Do this » Exact reproduction of the data is required, with images excluded.

Data section »
- - -
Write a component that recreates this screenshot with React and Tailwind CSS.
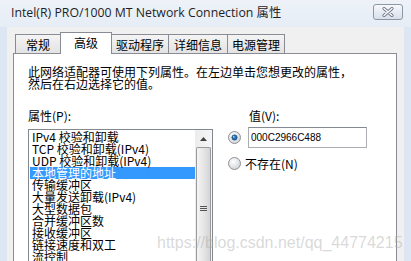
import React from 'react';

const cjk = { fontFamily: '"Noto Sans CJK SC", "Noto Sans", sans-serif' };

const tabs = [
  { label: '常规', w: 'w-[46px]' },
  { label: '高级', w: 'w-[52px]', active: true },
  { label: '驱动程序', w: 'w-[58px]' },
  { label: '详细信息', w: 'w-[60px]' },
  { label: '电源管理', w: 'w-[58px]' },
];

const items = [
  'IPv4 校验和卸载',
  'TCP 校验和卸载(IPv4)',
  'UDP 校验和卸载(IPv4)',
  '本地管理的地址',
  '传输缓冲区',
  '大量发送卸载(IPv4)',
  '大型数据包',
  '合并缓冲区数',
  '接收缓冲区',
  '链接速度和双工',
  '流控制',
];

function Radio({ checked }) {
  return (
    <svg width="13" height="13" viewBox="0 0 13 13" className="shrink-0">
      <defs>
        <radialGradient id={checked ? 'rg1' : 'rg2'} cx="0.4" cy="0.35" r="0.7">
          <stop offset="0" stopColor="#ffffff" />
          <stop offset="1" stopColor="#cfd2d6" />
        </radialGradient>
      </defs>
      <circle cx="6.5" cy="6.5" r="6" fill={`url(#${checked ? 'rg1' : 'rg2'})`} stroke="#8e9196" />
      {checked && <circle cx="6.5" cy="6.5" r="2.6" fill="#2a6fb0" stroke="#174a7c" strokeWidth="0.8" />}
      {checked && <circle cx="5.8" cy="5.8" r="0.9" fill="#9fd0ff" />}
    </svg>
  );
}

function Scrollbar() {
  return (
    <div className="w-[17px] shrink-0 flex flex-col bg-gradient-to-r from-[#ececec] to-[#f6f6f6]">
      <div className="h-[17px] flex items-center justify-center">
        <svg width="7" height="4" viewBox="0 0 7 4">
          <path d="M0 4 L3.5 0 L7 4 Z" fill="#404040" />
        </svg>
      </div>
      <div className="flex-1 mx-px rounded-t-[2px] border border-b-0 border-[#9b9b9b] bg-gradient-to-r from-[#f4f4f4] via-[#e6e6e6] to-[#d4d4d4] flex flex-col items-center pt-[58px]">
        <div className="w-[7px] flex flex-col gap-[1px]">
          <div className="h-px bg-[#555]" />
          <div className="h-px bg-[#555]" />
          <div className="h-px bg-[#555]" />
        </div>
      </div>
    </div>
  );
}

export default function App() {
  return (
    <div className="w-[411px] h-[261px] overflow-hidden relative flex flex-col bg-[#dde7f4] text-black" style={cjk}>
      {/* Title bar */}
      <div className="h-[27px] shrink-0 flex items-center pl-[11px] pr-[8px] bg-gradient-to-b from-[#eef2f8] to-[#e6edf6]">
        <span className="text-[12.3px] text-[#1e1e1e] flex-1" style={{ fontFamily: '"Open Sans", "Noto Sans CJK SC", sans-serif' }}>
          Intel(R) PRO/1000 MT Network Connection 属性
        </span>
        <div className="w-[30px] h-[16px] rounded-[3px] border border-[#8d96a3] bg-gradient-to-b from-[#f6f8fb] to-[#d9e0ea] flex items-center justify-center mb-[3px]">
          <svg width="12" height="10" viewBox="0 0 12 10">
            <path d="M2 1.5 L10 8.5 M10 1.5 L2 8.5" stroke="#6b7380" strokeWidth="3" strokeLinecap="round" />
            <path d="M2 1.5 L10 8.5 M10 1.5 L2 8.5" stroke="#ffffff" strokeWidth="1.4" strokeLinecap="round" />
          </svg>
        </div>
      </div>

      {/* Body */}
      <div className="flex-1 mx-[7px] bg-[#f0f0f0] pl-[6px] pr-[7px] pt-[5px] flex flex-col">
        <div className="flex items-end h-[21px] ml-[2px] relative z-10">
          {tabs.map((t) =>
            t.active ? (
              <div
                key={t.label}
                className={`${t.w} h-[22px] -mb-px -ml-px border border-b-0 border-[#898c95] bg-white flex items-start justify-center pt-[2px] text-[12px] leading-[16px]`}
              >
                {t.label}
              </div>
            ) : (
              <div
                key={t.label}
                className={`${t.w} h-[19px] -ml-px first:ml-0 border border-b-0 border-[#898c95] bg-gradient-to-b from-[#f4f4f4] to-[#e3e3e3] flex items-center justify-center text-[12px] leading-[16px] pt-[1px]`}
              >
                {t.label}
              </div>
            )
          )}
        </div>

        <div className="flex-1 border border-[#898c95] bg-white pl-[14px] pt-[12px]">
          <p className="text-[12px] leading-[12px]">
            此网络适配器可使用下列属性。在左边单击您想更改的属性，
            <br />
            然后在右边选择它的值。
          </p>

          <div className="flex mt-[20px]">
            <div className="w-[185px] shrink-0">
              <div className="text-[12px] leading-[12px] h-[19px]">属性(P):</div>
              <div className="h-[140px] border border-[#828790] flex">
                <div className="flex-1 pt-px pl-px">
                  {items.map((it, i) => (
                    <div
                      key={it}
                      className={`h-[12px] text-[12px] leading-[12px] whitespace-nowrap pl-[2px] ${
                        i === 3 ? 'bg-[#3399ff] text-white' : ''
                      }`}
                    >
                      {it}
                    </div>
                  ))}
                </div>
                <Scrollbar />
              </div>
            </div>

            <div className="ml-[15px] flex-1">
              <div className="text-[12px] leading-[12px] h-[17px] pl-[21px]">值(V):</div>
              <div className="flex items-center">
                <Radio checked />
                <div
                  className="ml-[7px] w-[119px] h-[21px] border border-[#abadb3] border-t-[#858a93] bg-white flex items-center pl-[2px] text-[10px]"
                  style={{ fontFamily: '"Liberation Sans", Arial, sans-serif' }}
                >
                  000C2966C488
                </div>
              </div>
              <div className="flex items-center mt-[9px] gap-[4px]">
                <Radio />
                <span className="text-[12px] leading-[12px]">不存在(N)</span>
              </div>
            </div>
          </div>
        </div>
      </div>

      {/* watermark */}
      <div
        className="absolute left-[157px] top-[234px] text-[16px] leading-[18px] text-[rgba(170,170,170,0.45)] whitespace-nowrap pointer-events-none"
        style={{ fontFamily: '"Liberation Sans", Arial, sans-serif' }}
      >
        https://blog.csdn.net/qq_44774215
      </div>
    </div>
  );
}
- - -
Result below »
Write a component that recreates this screenshot with React and Tailwind CSS.
import React from 'react';

const cjk = { fontFamily: '"Noto Sans CJK SC", "Noto Sans", sans-serif' };

const tabs = [
  { label: '常规', w: 'w-[46px]' },
  { label: '高级', w: 'w-[52px]', active: true },
  { label: '驱动程序', w: 'w-[58px]' },
  { label: '详细信息', w: 'w-[60px]' },
  { label: '电源管理', w: 'w-[58px]' },
];

const items = [
  'IPv4 校验和卸载',
  'TCP 校验和卸载(IPv4)',
  'UDP 校验和卸载(IPv4)',
  '本地管理的地址',
  '传输缓冲区',
  '大量发送卸载(IPv4)',
  '大型数据包',
  '合并缓冲区数',
  '接收缓冲区',
  '链接速度和双工',
  '流控制',
];

function Radio({ checked }) {
  return (
    <svg width="13" height="13" viewBox="0 0 13 13" className="shrink-0">
      <defs>
        <radialGradient id={checked ? 'rg1' : 'rg2'} cx="0.4" cy="0.35" r="0.7">
          <stop offset="0" stopColor="#ffffff" />
          <stop offset="1" stopColor="#cfd2d6" />
        </radialGradient>
      </defs>
      <circle cx="6.5" cy="6.5" r="6" fill={`url(#${checked ? 'rg1' : 'rg2'})`} stroke="#8e9196" />
      {checked && <circle cx="6.5" cy="6.5" r="2.6" fill="#2a6fb0" stroke="#174a7c" strokeWidth="0.8" />}
      {checked && <circle cx="5.8" cy="5.8" r="0.9" fill="#9fd0ff" />}
    </svg>
  );
}

function Scrollbar() {
  return (
    <div className="w-[17px] shrink-0 flex flex-col bg-gradient-to-r from-[#ececec] to-[#f6f6f6]">
      <div className="h-[17px] flex items-center justify-center">
        <svg width="7" height="4" viewBox="0 0 7 4">
          <path d="M0 4 L3.5 0 L7 4 Z" fill="#404040" />
        </svg>
      </div>
      <div className="flex-1 mx-px rounded-t-[2px] border border-b-0 border-[#9b9b9b] bg-gradient-to-r from-[#f4f4f4] via-[#e6e6e6] to-[#d4d4d4] flex flex-col items-center pt-[58px]">
        <div className="w-[7px] flex flex-col gap-[1px]">
          <div className="h-px bg-[#555]" />
          <div className="h-px bg-[#555]" />
          <div className="h-px bg-[#555]" />
        </div>
      </div>
    </div>
  );
}

export default function App() {
  return (
    <div className="w-[411px] h-[261px] overflow-hidden relative flex flex-col bg-[#dde7f4] text-black" style={cjk}>
      {/* Title bar */}
      <div className="h-[27px] shrink-0 flex items-center pl-[11px] pr-[8px] bg-gradient-to-b from-[#eef2f8] to-[#e6edf6]">
        <span className="text-[12.3px] text-[#1e1e1e] flex-1" style={{ fontFamily: '"Open Sans", "Noto Sans CJK SC", sans-serif' }}>
          Intel(R) PRO/1000 MT Network Connection 属性
        </span>
        <div className="w-[30px] h-[16px] rounded-[3px] border border-[#8d96a3] bg-gradient-to-b from-[#f6f8fb] to-[#d9e0ea] flex items-center justify-center mb-[3px]">
          <svg width="12" height="10" viewBox="0 0 12 10">
            <path d="M2 1.5 L10 8.5 M10 1.5 L2 8.5" stroke="#6b7380" strokeWidth="3" strokeLinecap="round" />
            <path d="M2 1.5 L10 8.5 M10 1.5 L2 8.5" stroke="#ffffff" strokeWidth="1.4" strokeLinecap="round" />
          </svg>
        </div>
      </div>

      {/* Body */}
      <div className="flex-1 mx-[7px] bg-[#f0f0f0] pl-[6px] pr-[7px] pt-[5px] flex flex-col">
        <div className="flex items-end h-[21px] ml-[2px] relative z-10">
          {tabs.map((t) =>
            t.active ? (
              <div
                key={t.label}
                className={`${t.w} h-[22px] -mb-px -ml-px border border-b-0 border-[#898c95] bg-white flex items-start justify-center pt-[2px] text-[12px] leading-[16px]`}
              >
                {t.label}
              </div>
            ) : (
              <div
                key={t.label}
                className={`${t.w} h-[19px] -ml-px first:ml-0 border border-b-0 border-[#898c95] bg-gradient-to-b from-[#f4f4f4] to-[#e3e3e3] flex items-center justify-center text-[12px] leading-[16px] pt-[1px]`}
              >
                {t.label}
              </div>
            )
          )}
        </div>

        <div className="flex-1 border border-[#898c95] bg-white pl-[14px] pt-[12px]">
          <p className="text-[12px] leading-[12px]">
            此网络适配器可使用下列属性。在左边单击您想更改的属性，
            <br />
            然后在右边选择它的值。
          </p>

          <div className="flex mt-[20px]">
            <div className="w-[185px] shrink-0">
              <div className="text-[12px] leading-[12px] h-[19px]">属性(P):</div>
              <div className="h-[140px] border border-[#828790] flex">
                <div className="flex-1 pt-px pl-px">
                  {items.map((it, i) => (
                    <div
                      key={it}
                      className={`h-[12px] text-[12px] leading-[12px] whitespace-nowrap pl-[2px] ${
                        i === 3 ? 'bg-[#3399ff] text-white' : ''
                      }`}
                    >
                      {it}
                    </div>
                  ))}
                </div>
                <Scrollbar />
              </div>
            </div>

            <div className="ml-[15px] flex-1">
              <div className="text-[12px] leading-[12px] h-[17px] pl-[21px]">值(V):</div>
              <div className="flex items-center">
                <Radio checked />
                <div
                  className="ml-[7px] w-[119px] h-[21px] border border-[#abadb3] border-t-[#858a93] bg-white flex items-center pl-[2px] text-[10px]"
                  style={{ fontFamily: '"Liberation Sans", Arial, sans-serif' }}
                >
                  000C2966C488
                </div>
              </div>
              <div className="flex items-center mt-[9px] gap-[4px]">
                <Radio />
                <span className="text-[12px] leading-[12px]">不存在(N)</span>
              </div>
            </div>
          </div>
        </div>
      </div>

      {/* watermark */}
      <div
        className="absolute left-[157px] top-[234px] text-[16px] leading-[18px] text-[rgba(170,170,170,0.45)] whitespace-nowrap pointer-events-none"
        style={{ fontFamily: '"Liberation Sans", Arial, sans-serif' }}
      >
        https://blog.csdn.net/qq_44774215
      </div>
    </div>
  );
}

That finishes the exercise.